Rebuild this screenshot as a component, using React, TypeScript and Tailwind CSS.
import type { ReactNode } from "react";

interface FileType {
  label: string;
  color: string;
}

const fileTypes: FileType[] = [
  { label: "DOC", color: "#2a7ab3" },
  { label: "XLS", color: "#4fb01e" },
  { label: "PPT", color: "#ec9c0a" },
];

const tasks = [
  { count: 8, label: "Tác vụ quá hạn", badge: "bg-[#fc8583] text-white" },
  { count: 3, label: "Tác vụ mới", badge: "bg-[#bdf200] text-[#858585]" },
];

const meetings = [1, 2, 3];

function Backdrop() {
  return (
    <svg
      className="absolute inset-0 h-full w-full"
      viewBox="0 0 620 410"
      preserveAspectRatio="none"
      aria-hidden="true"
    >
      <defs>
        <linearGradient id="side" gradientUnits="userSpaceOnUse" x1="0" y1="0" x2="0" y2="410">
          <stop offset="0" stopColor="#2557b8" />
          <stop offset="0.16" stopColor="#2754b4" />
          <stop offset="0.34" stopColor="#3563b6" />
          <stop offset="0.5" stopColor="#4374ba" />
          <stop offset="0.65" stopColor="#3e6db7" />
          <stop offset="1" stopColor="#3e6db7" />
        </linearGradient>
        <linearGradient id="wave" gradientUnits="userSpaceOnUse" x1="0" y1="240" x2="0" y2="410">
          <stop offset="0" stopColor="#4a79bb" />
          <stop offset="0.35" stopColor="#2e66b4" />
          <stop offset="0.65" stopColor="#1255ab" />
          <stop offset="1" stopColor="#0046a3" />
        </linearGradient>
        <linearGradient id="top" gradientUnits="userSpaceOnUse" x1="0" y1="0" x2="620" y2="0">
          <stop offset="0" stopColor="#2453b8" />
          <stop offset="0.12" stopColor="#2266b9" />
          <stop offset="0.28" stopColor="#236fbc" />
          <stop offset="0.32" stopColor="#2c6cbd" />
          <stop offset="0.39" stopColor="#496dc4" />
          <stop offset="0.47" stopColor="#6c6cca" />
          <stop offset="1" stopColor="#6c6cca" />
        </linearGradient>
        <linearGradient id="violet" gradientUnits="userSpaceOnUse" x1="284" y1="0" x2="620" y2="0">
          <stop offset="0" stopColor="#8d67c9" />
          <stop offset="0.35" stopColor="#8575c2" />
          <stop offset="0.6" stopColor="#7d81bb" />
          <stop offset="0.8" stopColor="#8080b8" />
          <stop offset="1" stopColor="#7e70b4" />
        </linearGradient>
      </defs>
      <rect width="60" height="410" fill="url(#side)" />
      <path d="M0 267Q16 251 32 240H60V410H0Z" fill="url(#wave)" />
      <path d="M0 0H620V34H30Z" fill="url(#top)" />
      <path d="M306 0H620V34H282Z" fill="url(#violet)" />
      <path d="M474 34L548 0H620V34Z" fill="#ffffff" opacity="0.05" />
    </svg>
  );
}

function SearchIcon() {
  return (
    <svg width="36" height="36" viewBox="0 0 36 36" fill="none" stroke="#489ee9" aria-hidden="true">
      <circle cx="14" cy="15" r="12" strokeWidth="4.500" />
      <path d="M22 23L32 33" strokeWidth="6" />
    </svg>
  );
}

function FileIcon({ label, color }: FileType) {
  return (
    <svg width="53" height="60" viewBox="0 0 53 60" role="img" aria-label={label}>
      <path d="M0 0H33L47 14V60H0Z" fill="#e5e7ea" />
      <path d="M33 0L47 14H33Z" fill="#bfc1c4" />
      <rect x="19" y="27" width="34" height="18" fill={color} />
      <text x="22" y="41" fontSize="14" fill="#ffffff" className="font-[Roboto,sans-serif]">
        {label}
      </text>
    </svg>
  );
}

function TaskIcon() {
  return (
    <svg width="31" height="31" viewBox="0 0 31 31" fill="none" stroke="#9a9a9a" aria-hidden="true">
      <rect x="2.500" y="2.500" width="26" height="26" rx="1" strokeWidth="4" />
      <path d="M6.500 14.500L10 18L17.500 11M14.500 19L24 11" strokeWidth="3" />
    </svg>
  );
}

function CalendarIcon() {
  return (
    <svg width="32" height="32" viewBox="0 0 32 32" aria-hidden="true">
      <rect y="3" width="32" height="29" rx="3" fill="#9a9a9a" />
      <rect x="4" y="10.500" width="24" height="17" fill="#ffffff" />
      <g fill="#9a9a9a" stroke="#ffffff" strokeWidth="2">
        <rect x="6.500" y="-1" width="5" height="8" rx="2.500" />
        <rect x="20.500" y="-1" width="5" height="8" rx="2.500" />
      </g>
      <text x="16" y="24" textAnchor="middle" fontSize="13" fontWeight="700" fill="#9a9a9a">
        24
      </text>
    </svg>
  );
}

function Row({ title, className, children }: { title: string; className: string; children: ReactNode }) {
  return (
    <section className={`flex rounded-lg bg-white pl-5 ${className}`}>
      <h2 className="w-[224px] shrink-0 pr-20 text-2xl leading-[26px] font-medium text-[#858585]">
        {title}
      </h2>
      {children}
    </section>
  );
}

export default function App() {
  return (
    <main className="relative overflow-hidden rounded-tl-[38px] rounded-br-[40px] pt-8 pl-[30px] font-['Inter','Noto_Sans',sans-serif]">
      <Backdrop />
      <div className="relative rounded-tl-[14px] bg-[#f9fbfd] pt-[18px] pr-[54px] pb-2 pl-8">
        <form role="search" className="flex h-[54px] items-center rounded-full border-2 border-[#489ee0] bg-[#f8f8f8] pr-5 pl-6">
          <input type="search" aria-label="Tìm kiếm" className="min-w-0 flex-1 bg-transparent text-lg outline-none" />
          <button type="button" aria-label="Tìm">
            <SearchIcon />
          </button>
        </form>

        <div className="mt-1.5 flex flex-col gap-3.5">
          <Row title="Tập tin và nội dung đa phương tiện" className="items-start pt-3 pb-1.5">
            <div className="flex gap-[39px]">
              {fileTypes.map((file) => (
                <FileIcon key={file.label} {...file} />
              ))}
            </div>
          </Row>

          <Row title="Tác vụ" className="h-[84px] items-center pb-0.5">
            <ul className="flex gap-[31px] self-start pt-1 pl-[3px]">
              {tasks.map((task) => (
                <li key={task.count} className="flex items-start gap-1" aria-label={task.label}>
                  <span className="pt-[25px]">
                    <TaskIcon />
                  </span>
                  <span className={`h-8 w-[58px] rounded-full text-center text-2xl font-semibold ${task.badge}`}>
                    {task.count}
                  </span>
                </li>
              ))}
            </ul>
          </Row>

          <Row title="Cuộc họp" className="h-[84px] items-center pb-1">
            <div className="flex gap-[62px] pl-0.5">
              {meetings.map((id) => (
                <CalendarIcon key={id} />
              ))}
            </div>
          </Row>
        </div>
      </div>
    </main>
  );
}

▶ [WRITTEN INSTRUCTION]: Print, unaltered, every line from the beginning of the material down to the line with "const meetings = [1, 2, 3];".

▶ [SOLUTION TO THE EXERCISE]:
Rebuild this screenshot as a component, using React, TypeScript and Tailwind CSS.
import type { ReactNode } from "react";

interface FileType {
  label: string;
  color: string;
}

const fileTypes: FileType[] = [
  { label: "DOC", color: "#2a7ab3" },
  { label: "XLS", color: "#4fb01e" },
  { label: "PPT", color: "#ec9c0a" },
];

const tasks = [
  { count: 8, label: "Tác vụ quá hạn", badge: "bg-[#fc8583] text-white" },
  { count: 3, label: "Tác vụ mới", badge: "bg-[#bdf200] text-[#858585]" },
];

const meetings = [1, 2, 3];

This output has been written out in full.